-- Start --

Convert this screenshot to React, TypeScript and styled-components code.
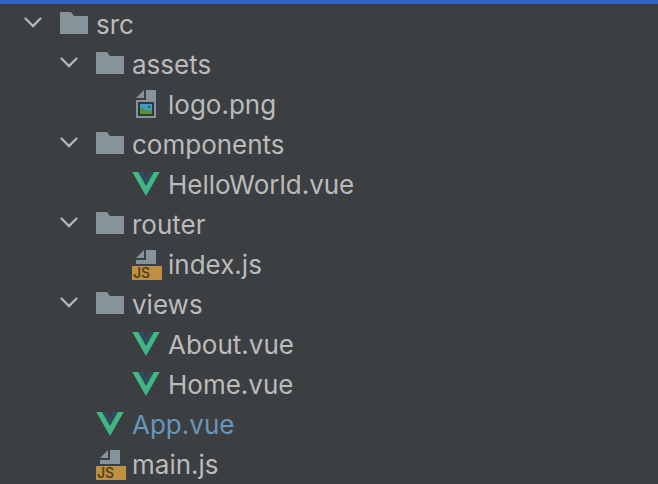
import React, { useState } from "react";
import styled, { createGlobalStyle } from "styled-components";

const GlobalStyle = createGlobalStyle`
  *, *::before, *::after { box-sizing: border-box; }
  body {
    margin: 0;
    background: #3c3f41;
    font-family: Inter, "Liberation Sans", sans-serif;
  }
`;

const Panel = styled.nav`
  min-height: 100vh;
  border-top: 4px solid #2f65ca;
  background: #3c3f41;
  overflow: hidden;
`;

const List = styled.ul`
  list-style: none;
  margin: 0;
  padding: 0;
`;

const Row = styled.div<{ $depth: number; $leaf: boolean }>`
  display: flex;
  align-items: center;
  gap: 4px;
  height: 40px;
  padding-left: ${(p) => 22 + (p.$leaf ? p.$depth + 1 : p.$depth) * 36}px;
`;

const Toggle = styled.button<{ $open: boolean }>`
  width: 32px;
  height: 32px;
  padding: 0;
  border: 0;
  background: none;
  cursor: pointer;

  svg {
    display: block;
    transform: ${(p) => (p.$open ? "none" : "rotate(-90deg)")};
  }
`;

const Icon = styled.svg`
  flex: none;
  width: 32px;
  height: 32px;
  overflow: visible;
`;

const Name = styled.span<{ $modified: boolean }>`
  padding: 2px 0 0 2px;
  font-size: 26px;
  line-height: 40px;
  white-space: nowrap;
  color: ${(p) => (p.$modified ? "#6897bb" : "#bbbbbb")};
`;

const Badge = styled.text`
  font: 600 14px Inter, "Liberation Sans", sans-serif;
  fill: #54431f;
`;

const Chevron = () => (
  <Icon viewBox="0 0 32 32" aria-hidden="true">
    <path d="M3.500 10.500 11 18l7.500-7.500" fill="none" stroke="#b4b6b8" strokeWidth="2.300" strokeLinecap="round" />
  </Icon>
);

const FolderIcon = () => (
  <Icon viewBox="0 0 32 32" aria-hidden="true">
    <path d="M2 4h9.500c1 0 1.700.3 2.300 1L16 8h14v18H2z" fill="#87939a" />
  </Icon>
);

const VueIcon = () => (
  <Icon viewBox="0 0 32 32" aria-hidden="true">
    <path d="M2.300 4H9l7 12 7-12h6.700L16 28z" fill="#41b883" />
    <path d="M8 4h5.500L16 8.500 18.500 4H24l-8 14z" fill="#35495e" />
  </Icon>
);

const ImageIcon = () => (
  <Icon viewBox="0 0 32 32" aria-hidden="true">
    <path d="M6 10l8-8v8z" fill="#87939a" />
    <path d="M16 2h10v28H6V12h10z" fill="#87939a" />
    <path d="M8 14h16v14H8z" fill="#343739" />
    <path d="M10 16h12v10H10z" fill="#3c9dc2" />
    <path d="M10 21c2-1.800 3-1.800 5 .3s4 1.700 7 .7V26H10z" fill="#549137" />
    <circle cx="19" cy="19" r="1" fill="#343739" />
  </Icon>
);

const ScriptIcon = () => (
  <Icon viewBox="0 0 32 32" aria-hidden="true">
    <path d="M6 10l8-8v8z" fill="#87939a" />
    <path d="M16 2h10v14H6v-4h10z" fill="#87939a" />
    <path d="M2 18h30v14H2z" fill="#be9040" />
    <Badge x="3" y="30">JS</Badge>
  </Icon>
);

type Kind = "folder" | "vue" | "image" | "script";

interface Entry {
  name: string;
  kind: Kind;
  modified?: boolean;
  children?: Entry[];
}

const icons: Record<Kind, () => React.JSX.Element> = {
  folder: FolderIcon,
  vue: VueIcon,
  image: ImageIcon,
  script: ScriptIcon,
};

const root: Entry = {
  name: "src",
  kind: "folder",
  children: [
    { name: "assets", kind: "folder", children: [{ name: "logo.png", kind: "image" }] },
    { name: "components", kind: "folder", children: [{ name: "HelloWorld.vue", kind: "vue" }] },
    { name: "router", kind: "folder", children: [{ name: "index.js", kind: "script" }] },
    {
      name: "views",
      kind: "folder",
      children: [
        { name: "About.vue", kind: "vue" },
        { name: "Home.vue", kind: "vue" },
      ],
    },
    { name: "App.vue", kind: "vue", modified: true },
    { name: "main.js", kind: "script" },
  ],
};

function TreeNode({ entry, depth }: { entry: Entry; depth: number }) {
  const [open, setOpen] = useState(true);
  const EntryIcon = icons[entry.kind];
  const leaf = !entry.children;
  return (
    <li>
      <Row $depth={depth} $leaf={leaf}>
        {!leaf && (
          <Toggle $open={open} aria-expanded={open} aria-label={entry.name} onClick={() => setOpen(!open)}>
            <Chevron />
          </Toggle>
        )}
        <EntryIcon />
        <Name $modified={!!entry.modified}>{entry.name}</Name>
      </Row>
      {entry.children && open && (
        <List>
          {entry.children.map((child) => (
            <TreeNode key={child.name} entry={child} depth={depth + 1} />
          ))}
        </List>
      )}
    </li>
  );
}

export default function App() {
  return (
    <>
      <GlobalStyle />
      <Panel aria-label="Project files">
        <List>
          <TreeNode entry={root} depth={0} />
        </List>
      </Panel>
    </>
  );
}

-- End --

What you should do
Look for the word "React" and return every line where it occurs.

Solution to this problem
Convert this screenshot to React, TypeScript and styled-components code.
import React, { useState } from "react";
const icons: Record<Kind, () => React.JSX.Element> = {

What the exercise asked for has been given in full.